** start **
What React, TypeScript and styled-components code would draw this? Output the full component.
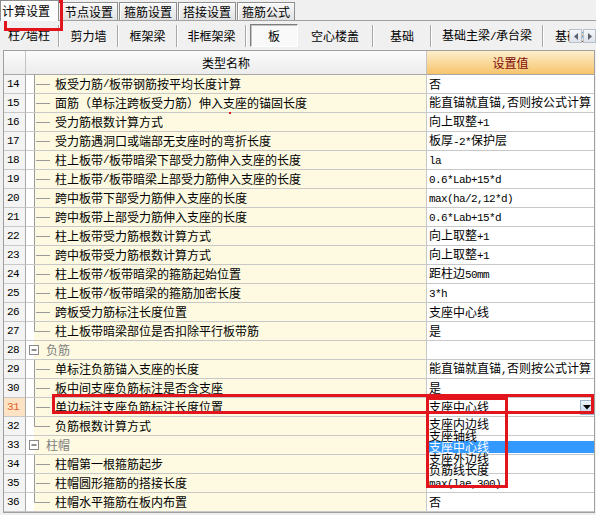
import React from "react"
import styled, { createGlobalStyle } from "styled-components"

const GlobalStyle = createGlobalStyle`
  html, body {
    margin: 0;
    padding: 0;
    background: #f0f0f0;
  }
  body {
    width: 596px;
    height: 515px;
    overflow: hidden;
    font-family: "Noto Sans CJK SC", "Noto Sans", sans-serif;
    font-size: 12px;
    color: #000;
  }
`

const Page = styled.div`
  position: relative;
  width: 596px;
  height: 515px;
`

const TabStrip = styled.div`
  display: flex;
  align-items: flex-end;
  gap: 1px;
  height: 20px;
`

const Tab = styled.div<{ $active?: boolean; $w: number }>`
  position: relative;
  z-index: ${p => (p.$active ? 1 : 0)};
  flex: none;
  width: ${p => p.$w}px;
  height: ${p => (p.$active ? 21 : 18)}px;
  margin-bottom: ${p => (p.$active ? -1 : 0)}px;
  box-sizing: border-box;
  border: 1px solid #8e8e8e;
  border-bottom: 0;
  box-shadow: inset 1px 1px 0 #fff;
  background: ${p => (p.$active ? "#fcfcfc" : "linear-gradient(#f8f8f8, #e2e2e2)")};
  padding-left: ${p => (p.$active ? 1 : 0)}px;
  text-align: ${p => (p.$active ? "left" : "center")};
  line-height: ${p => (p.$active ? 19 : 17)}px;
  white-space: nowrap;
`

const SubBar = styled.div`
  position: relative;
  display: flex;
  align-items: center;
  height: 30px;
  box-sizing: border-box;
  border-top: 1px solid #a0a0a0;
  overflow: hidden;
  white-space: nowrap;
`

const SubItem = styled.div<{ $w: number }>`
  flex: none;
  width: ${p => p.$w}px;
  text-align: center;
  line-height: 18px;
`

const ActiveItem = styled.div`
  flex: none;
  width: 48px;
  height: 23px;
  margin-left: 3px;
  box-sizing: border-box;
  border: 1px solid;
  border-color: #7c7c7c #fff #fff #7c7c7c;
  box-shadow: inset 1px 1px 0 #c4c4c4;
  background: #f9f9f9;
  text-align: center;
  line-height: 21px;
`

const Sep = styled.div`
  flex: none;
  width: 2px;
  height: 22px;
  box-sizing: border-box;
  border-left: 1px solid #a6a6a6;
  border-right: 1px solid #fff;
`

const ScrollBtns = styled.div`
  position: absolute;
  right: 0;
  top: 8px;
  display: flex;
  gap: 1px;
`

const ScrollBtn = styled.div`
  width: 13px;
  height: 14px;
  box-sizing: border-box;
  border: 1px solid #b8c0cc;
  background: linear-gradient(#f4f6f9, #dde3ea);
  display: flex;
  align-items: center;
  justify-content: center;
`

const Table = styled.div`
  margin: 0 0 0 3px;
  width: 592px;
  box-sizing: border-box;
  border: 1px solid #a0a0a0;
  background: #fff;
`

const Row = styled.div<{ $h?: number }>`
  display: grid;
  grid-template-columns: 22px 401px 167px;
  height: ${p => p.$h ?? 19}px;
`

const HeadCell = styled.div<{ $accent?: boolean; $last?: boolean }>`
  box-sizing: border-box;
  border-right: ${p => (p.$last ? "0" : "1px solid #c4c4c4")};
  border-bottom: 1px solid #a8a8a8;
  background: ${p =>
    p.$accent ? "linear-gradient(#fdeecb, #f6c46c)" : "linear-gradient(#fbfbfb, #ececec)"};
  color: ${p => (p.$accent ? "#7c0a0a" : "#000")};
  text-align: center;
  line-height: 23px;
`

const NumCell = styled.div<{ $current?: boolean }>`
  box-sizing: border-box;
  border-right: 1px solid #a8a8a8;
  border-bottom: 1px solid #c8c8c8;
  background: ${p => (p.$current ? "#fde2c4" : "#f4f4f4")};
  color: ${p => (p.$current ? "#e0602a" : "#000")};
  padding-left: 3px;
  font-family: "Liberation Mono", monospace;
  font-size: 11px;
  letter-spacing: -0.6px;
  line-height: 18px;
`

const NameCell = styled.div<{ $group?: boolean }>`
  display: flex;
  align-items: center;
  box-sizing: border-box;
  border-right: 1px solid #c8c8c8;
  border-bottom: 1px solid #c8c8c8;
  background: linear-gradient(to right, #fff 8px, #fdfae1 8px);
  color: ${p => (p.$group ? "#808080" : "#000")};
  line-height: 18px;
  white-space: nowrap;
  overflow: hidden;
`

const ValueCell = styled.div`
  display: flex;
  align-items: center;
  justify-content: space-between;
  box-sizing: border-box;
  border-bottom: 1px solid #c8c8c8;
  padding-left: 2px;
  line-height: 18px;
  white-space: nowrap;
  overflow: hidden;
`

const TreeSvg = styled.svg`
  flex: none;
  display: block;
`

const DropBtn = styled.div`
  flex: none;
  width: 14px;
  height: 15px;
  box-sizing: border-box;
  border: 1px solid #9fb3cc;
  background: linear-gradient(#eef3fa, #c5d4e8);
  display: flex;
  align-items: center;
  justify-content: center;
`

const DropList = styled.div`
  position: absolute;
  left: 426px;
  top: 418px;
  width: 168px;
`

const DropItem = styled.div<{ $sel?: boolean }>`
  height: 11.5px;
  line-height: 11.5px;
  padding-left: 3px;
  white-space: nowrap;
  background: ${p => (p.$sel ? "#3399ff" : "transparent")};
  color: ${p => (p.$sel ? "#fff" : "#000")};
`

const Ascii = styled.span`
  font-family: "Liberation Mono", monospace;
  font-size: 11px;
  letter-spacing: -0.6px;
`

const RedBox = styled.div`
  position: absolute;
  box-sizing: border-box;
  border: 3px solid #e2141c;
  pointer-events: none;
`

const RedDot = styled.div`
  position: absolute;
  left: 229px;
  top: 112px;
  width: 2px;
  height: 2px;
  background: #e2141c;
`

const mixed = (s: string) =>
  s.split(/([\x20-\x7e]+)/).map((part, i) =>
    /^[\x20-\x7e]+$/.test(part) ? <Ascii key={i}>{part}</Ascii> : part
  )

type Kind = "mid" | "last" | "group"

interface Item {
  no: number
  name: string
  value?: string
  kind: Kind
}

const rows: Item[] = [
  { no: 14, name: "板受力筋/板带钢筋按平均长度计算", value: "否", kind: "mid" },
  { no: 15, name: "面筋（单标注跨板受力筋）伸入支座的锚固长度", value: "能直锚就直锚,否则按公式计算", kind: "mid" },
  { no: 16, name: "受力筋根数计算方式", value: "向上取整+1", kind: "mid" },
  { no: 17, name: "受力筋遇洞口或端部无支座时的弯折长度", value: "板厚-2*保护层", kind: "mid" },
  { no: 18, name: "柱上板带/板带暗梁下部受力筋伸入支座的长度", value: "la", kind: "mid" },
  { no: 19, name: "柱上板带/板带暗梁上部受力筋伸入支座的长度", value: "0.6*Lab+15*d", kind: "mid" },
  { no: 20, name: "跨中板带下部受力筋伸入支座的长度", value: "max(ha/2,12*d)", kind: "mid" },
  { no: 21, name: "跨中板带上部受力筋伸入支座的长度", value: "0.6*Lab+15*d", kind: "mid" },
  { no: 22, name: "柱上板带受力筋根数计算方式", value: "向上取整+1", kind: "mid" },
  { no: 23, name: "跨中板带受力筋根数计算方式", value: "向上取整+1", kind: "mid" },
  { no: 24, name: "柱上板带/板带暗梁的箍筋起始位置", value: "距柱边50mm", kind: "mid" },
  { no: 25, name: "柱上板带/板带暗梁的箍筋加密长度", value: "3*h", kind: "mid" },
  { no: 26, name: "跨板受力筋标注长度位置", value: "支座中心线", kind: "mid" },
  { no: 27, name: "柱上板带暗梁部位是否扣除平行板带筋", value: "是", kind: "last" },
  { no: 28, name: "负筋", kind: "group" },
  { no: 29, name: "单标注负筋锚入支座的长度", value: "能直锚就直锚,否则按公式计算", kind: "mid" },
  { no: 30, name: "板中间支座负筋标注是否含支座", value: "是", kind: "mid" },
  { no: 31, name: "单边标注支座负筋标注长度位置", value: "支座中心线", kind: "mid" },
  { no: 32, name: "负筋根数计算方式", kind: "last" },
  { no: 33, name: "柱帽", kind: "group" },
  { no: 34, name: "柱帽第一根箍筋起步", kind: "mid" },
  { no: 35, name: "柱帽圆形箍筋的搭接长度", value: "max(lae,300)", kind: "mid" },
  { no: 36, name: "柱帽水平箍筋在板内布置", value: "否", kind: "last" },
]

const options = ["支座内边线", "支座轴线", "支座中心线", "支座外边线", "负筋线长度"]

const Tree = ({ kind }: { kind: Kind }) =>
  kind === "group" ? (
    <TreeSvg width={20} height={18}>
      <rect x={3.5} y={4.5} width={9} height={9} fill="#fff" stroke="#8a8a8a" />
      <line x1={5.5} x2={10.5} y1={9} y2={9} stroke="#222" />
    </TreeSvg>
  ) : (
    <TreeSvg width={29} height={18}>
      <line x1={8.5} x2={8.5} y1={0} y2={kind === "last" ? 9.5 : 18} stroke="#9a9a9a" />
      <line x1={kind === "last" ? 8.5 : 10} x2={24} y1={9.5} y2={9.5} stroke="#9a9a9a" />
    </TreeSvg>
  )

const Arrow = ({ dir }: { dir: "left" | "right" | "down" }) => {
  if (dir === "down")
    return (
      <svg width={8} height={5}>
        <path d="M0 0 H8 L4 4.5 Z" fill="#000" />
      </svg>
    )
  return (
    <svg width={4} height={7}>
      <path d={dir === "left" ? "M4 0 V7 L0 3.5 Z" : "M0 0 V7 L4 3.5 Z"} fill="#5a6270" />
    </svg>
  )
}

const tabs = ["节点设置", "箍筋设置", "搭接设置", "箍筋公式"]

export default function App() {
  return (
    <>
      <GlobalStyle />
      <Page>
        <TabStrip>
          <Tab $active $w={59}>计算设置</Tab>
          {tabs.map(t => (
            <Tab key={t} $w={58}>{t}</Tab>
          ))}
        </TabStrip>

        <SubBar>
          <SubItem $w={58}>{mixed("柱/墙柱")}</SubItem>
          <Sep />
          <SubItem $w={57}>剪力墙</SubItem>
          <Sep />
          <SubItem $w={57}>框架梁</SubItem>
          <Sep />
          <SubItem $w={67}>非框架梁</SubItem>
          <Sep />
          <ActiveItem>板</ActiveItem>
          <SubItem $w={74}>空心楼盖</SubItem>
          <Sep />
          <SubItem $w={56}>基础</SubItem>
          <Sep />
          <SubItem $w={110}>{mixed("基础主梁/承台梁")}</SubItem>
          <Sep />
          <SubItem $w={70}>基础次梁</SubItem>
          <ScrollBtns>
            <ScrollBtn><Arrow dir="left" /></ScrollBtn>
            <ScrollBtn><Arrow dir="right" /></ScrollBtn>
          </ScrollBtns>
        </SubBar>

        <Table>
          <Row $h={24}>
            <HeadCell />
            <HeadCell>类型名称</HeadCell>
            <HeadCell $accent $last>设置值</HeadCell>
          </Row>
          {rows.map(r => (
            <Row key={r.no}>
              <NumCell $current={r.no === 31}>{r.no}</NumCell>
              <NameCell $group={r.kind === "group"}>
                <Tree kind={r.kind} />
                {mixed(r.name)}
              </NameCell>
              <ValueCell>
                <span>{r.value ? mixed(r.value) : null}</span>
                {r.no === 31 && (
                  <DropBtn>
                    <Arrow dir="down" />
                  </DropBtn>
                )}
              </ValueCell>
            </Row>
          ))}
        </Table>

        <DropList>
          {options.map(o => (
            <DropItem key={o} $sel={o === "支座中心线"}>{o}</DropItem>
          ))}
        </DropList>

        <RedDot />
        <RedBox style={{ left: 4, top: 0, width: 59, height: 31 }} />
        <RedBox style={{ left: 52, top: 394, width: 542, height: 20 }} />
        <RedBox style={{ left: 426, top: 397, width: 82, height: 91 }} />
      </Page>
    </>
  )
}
** end **
Extract each line holding the string "React".

### Full answer
What React, TypeScript and styled-components code would draw this? Output the full component.
import React from "react"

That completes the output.